2.4 The exact scope of services and functions of the Platform and any other services to be provided by Cello under the Agreement (including the provision of the Components and the functions and services of the User Account) as well as the fee owed by the Customer in return shall be determined by the detailed service description and price list on the Platform.
2.5 Cello shall invoice the fees as agreed in the Agreement and any further fees for additional services in accordance with the respective applicable service description and price list. All amounts mentioned are net plus value added tax at the statutory rate. Unless expressly agreed otherwise in the Agreement: (i) Cello shall issue a digital invoice per email to the Customer regarding the incurred fees, using the Customer’s email address provided in the context of the User Account (see section 4 below); (ii) the final amount shown in the invoice shall be due for payment immediately; and (iii) all payments shall be made to the Cello account stated in the invoice. Cello may offer further payment methods as described on the Platform. Any complaints relating to an invoice must be submitted to Cello in writing or by email to support@cello.so within four (4) weeks upon receipt of the respective invoice. In the event no such complaint has been made within the aforementioned time, the invoice is deemed to be accepted. Cello will inform the Customer in the invoice about the consequences of failing to submit a timely complaint.
2.6 Cello reserves the right to suspend the provision of the Platform and any other services, including the Customer’s access to his/her User Account, at the expense of the Customer until all due payments have been made. Cello has the right to terminate the Agreement with immediate effect, if the Customer is in arrears with more than two months' fees or Cello has set the Customer a reasonable deadline for payment of outstanding fees and the Customer has not made payment within this deadline. In case of returned direct debits or unpaid checks, the Customer shall reimburse Cello for any costs incurred to the extent that the Customer was responsible for. Any further claims and rights to which Cello may be entitled in this respect shall remain unaffected.
3. Referral Users; Referral; Referral Link, Referral Reward
3.1 The Referral User may use the functions of a given Customer Page or integrated Components within a Customer’s SaaS Product in order to refer the specific SaaS Product of the specific Customer to friends and his/her network (“Referral”). Upon request of the Referral User an identifiable link is created by the Customer Page and or the Components that leads to the Platform, where a Referee is further linked to the Customer’s own website, where the Referee can subscribe for the Customer’s SaaS Product (“Referral Link”). The Referral User may copy the created Referral Link and send it in his/her own name and under his/her own responsibility using his/her own communication channels (e.g., email, social media messenger) to friends and peers of the Referral User’s network. Cello does not send Referral Links to the Referral User’s network or any other person. The Referral User is expressly not allowed to act on behalf of Cello or to send messages on behalf of Cello (e.g., as an agent or representative or vicarious). The same shall apply with regard to the Customer, unless the Customer and the Referral User have bilaterally agreed otherwise. When sending messages containing the Referral Link, the Referral User shall comply with all applicable laws and in particular shall not send any unlawful or otherwise harassing messages (SPAM). The Referral User shall be solely responsible for the messages sent by him/her and shall indemnify Cello and the Customer against any claims by third parties based on any unlawful messages sent by the Referral User containing the Referral Link, that results in a claim against Cello or the Customer for which Cello and the Customer are not responsible.

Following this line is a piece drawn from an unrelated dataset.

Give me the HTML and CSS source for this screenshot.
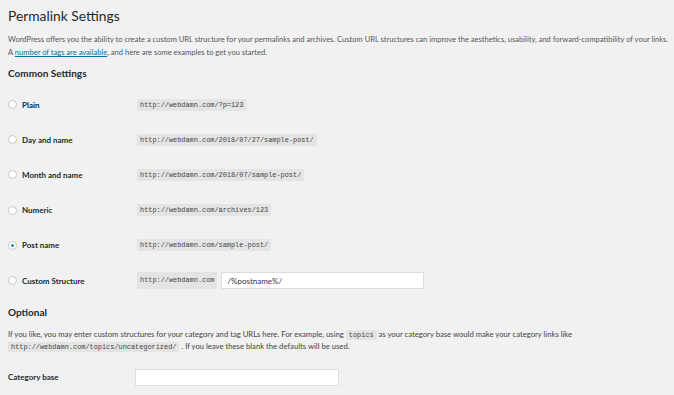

3.2 Nothing in these Cello-ToS or the Agreement is intended to create an employment or agency or vicarious relationship between Cello and the Referral User (e.g., in terms of § 276 German Civil Code (BGB)). The Referral User acts solely on its own behalf and in its own interest and for its own account. The Referral User himself or herself is responsible for complying with all legal and tax requirements.
3.3 The Referral User will receive a reward from Cello for each agreement regarding a subscription for a Customer SaaS Product, that a Referee signs after using a Referral Link, that the Referral User has sent to the Referee, that meets the referral conditions (“Referral Reward”). The referral conditions can be viewed on the specific Customer Page or in the Components. The exact content of the Referral Reward will be communicated to the Referral User. In all cases, the Referral must meet the following additional conditions:
- The Referral User must be registered (to be confirmed by Cello),
- The Referee may not be identical with the Referral User,
- The Referee may not be registered with Cello at the moment the Referee receives the Referral Link.
- The Referral must be traceable for Cello (see following Clause 3.4).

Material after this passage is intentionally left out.